The neighbors looked out the window when he stopped the jeep in front of the house. There were shouts and excited whispers, and a woman came around the corner walking slowly toward the house, looking at the pavement, when one of the neighbors yelled "Hurry. Don't you see? Your son is here. Your son, your son. He's come back."
The woman lifted her head, and raised her arms so that the packages of groceries she was holding fell on the street and scattered but she didn't notice. She ran and fell into his arms.
"Johnny, Johnny, Johnny, Johnny.”
"I'm back, mother, I'm here, Now this is no time to... Let's go inside, mother."
"Let me touch you again, just let me touch you... Johnny, Johnny. You look so beautiful. If I had known... We have hardly any food in the house. Where are my groceries... Johnny, it's you. It's you, you didn't change."
"I brought all the food you need, mother. And clothing. And coffee, soap, everything. You don't have to worry about that any more."
"Look, Johnny, look in the garden. I have kept them growing, see how they grew? Remember when you planted those trees? Oh, the furniture was all broken. This room here was a stable. They broke that wall there. But I cleaned up everything, and I wanted to have window‑panes too by the time you came home."
"We'll get the windows, mother. We'll get furniture too. You don't have to worry."
"Oh, Johnny, I'm trying not to cry ...so hard...but you didn't change, you smile just like when you were a little boy...here, I saved these, I kept them under my bed every night. He said they're important, he always said they must get to America, they must get to our son Johnny, your father said. Here, I kept them for you."
John took the thick bunch of papers. They were yellow around the edges, tied with a ribbon. Typewritten pages with penned insertions and marks in his father's methodical handwriting. A collection of essays, or, perhaps a book. Why Rome really fell. Timely subject indeed. He knew he would never open and read those papers. Those last fifteen minutes with his father on the train, without a fighting word, without a cry, without even a tear, he thought. For why struggle, why fight the tyranny of Rome? Why yell or shout or cry, or demonstrate on the streets, or give up a business, a pulpit, a three-room flat, a radio-phonograph combination, a cupboard full of China -- and why go to the mountains? It is so much more civilized, so much more moral and respectable to be law-abiding and to listen to the best authorities and to consider both sides of a story, and to be careful with eating ice cream, and to quietly write a book, and to gently, peacefully go to the slaughter like cattle. The meek shall inherit the earth?
"What did you say, Johnny? What did you say?"

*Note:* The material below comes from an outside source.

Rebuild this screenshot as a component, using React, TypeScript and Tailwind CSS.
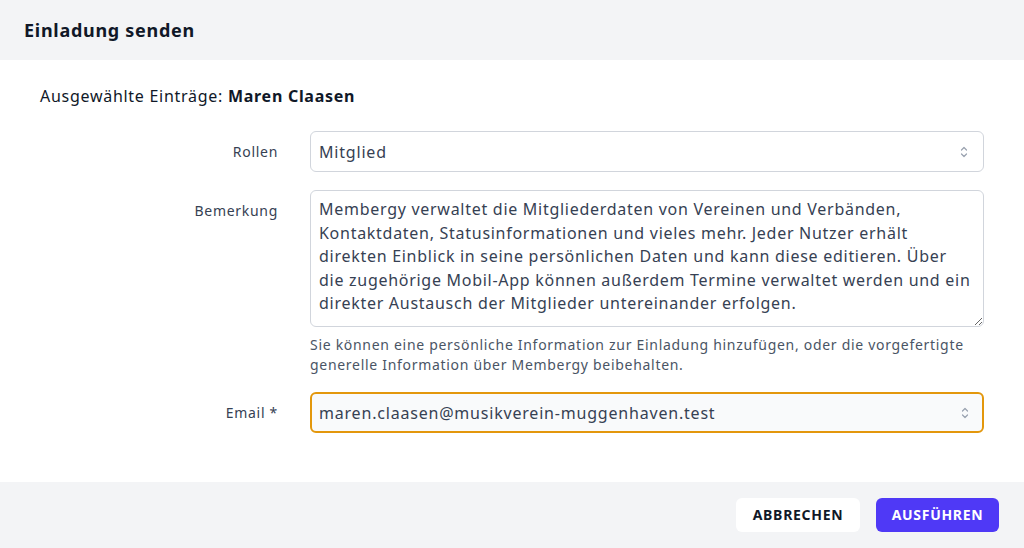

"Nothing, mother. American slang. Like hell, I said. Like hell."
Made me cry.
I wonder what details he changed besides his name and the subject of his father's book. Now I do think I realize where the two version's of his father's arrest are in my head. This version is obviously from the story. The version of him being dragged off the tram car is what Opapa told me, so I would guess that is what happened (assuming that Margit told Opapa what actually happened).
Also made me cry. And reading the story after all your previous posts, it’s like reading it as a different person—like watching a movie, where you just know what’s happening and want to do and say something but can’t. Like you’re in a third realm. Such beautiful writing (yours and Opapa’s).